Fanjove Private Island

Songo Songo Archipelago
Birding Walk Boatride Fishing

Star Rating
Game Viewing
Price Guide $$$

Fanjove Private Island: Our View

Fanjove Private Island is a special place. From the smiling entourage that greeted us as we waded ashore - to the perfectly positioned and completely secluded guest Bandas on the beach - as well as the old lighthouse, jungle, and mangrove swamps to explore, Fanjove Island is a real Robinson Crusoe Desert Island experience.

With only six secluded Bandas we felt as if we were the only people on the island most of the time. How blissful it was to doze in the hammock just outside our Banda, enjoy a hot or cold shower in our unique bathroom, laze on the four poster bed or on the balcony, both overlooking the brilliant Indian Ocean, or indeed to float or swim completely alone in the warm sea just below us.

Time seemed to stand still. We strolled around the island (take a hat, water and sunblock) in an hour or two, enjoyed excellent and imaginative fresh, mostly seafood based meals at the restaurant at the main lodge, scuba dived off the coral reef after motoring through pods of dolphins, and enjoyed sundowners at the top of the old colonial lighthouse.

Fanjove Private Island is an upmarket, exclusive lodge, yet boasts rates that are very reasonable, especially when compared to Safari Lodge rates and rates of other private islands off the coast of Tanzania. The coral reefs seemed in pristine condition, boasting a colourful array of hard and soft corals. The privacy and seclusion at our private Banda was unparalleled. Management was enthusiastic and friendly. Activities are varied, including kayaking, fishing, snorkelling, scuba diving, dolphin excursions, Dhow sailing, and sand bank excursions. Birding is excellent too. Sea Turtles come here to nest! We explored the caves in the cliffs at low tide and much of the rest of the small island, including the mangrove swamp, at our leisure.
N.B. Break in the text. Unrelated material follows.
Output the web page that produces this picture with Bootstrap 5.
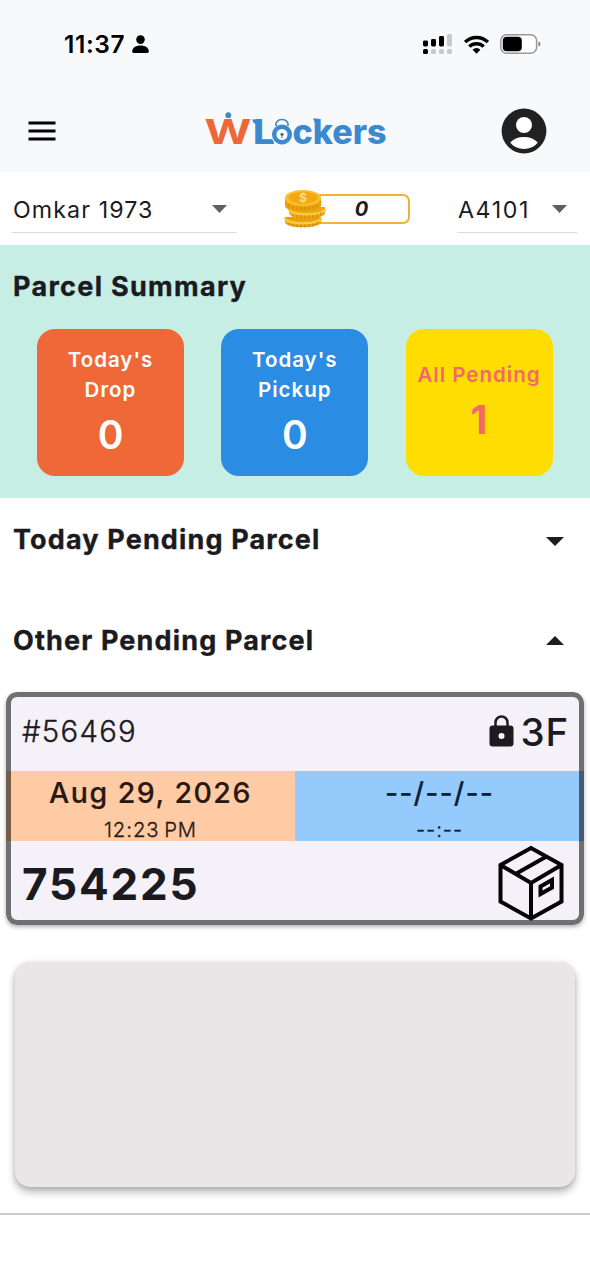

Fanjove Private Island: Quick Facts

  • About 40 minutes by small plane from Dar es Salaam to Songo Songo, then an hour by Dhow (or 20 min by speedboat) to Fanjove Private Island
  • Private, secluded, perfect for honeymooners, children that don’t require too much supervision, and anyone who wants some peace and quiet in an idyllic environment
  • Eco accommodation in 6 large, comfortable, unique Bandas
  • Scuba diving, snorkelling, swimming, sunbathing, kayaking
  • Dhow sailing, birding, sand bank excursions, fishing
  • Delicious cuisine with a seafood theme
  • Cell Phone Reception, No WiFi
  • Secure - private security
  • Excellent value for a private island

Fanjove Private Island: The Details

We took a morning flight from Dar es Salaam, stopped off at Mafia Island to drop off passengers, then flew on to Songo Songo Island. At Songo Songo airport after marvelling at the Baobab trees that grow along the runway we were quickly processed and collected by Fanjove Island staff before taking a motorized wagon down to the harbour where our Dhow and cool drinks awaited us. From Songo Songo harbour we enjoyed a relaxing, refreshing Dhow passage across to Fanjove Private Island. We enjoyed every second of the Dhow passage. It felt as if we had been thrown back in time to the age of creaking wooden sail boats. And of course we had been in a way, although we had comms and life jackets now!

As we approached Fanjove Private Island over the impossibly turquoise, crystal clear water, we could make out an old lighthouse, a glittering white beach, and an entourage waiting to greet us. There is no harbor or jetty at Fanjove Private Island so once the Dhow had anchored offshore we clambered over the side and waded through the shallow, warm water up to the island. We were greeted with super refreshing coconut drinks by the management and staff of the island, enjoyed under their shady main Boma on the beach. Fanjove really is a Robinson Crusoe island. No permanent inhabitants, no local source of water (!), jungle and mangrove swamps on the island proper, and kilometres of sandy beach and warm sea surrounding it.

Being keen divers we decided to scuba dive on the reef off the Eastern side of the island. The reef is reached by motor boat - which gave us our best experience on this island - hundreds of dolphins flocked to the boat and cavorted in huge pods along with us as we motored around the island to the reef. We had never seen so many dolphins, all frolicking silently right next to us, silently bar the occasional excited whistle. Another highlight of our stay on the island was climbing the winding steps of the old German lighthouse where sundowners and snacks had been set up for us high above the island. A fisherman anchored off the beach and staggered up to the lodge with a huge tuna fish for the chef to use in preparing the next meal. Walking back to our Banda that night in the darkness under the spectacular stars, we followed the phosphorescence trail along the water’s edge to where we eventually found a thoughtful night watchman indicating the position of our Banda by the light of his torch.

Our feeling is - go and visit this island before it becomes more popular and the price rockets to that of other private islands off the coast of Tanzania.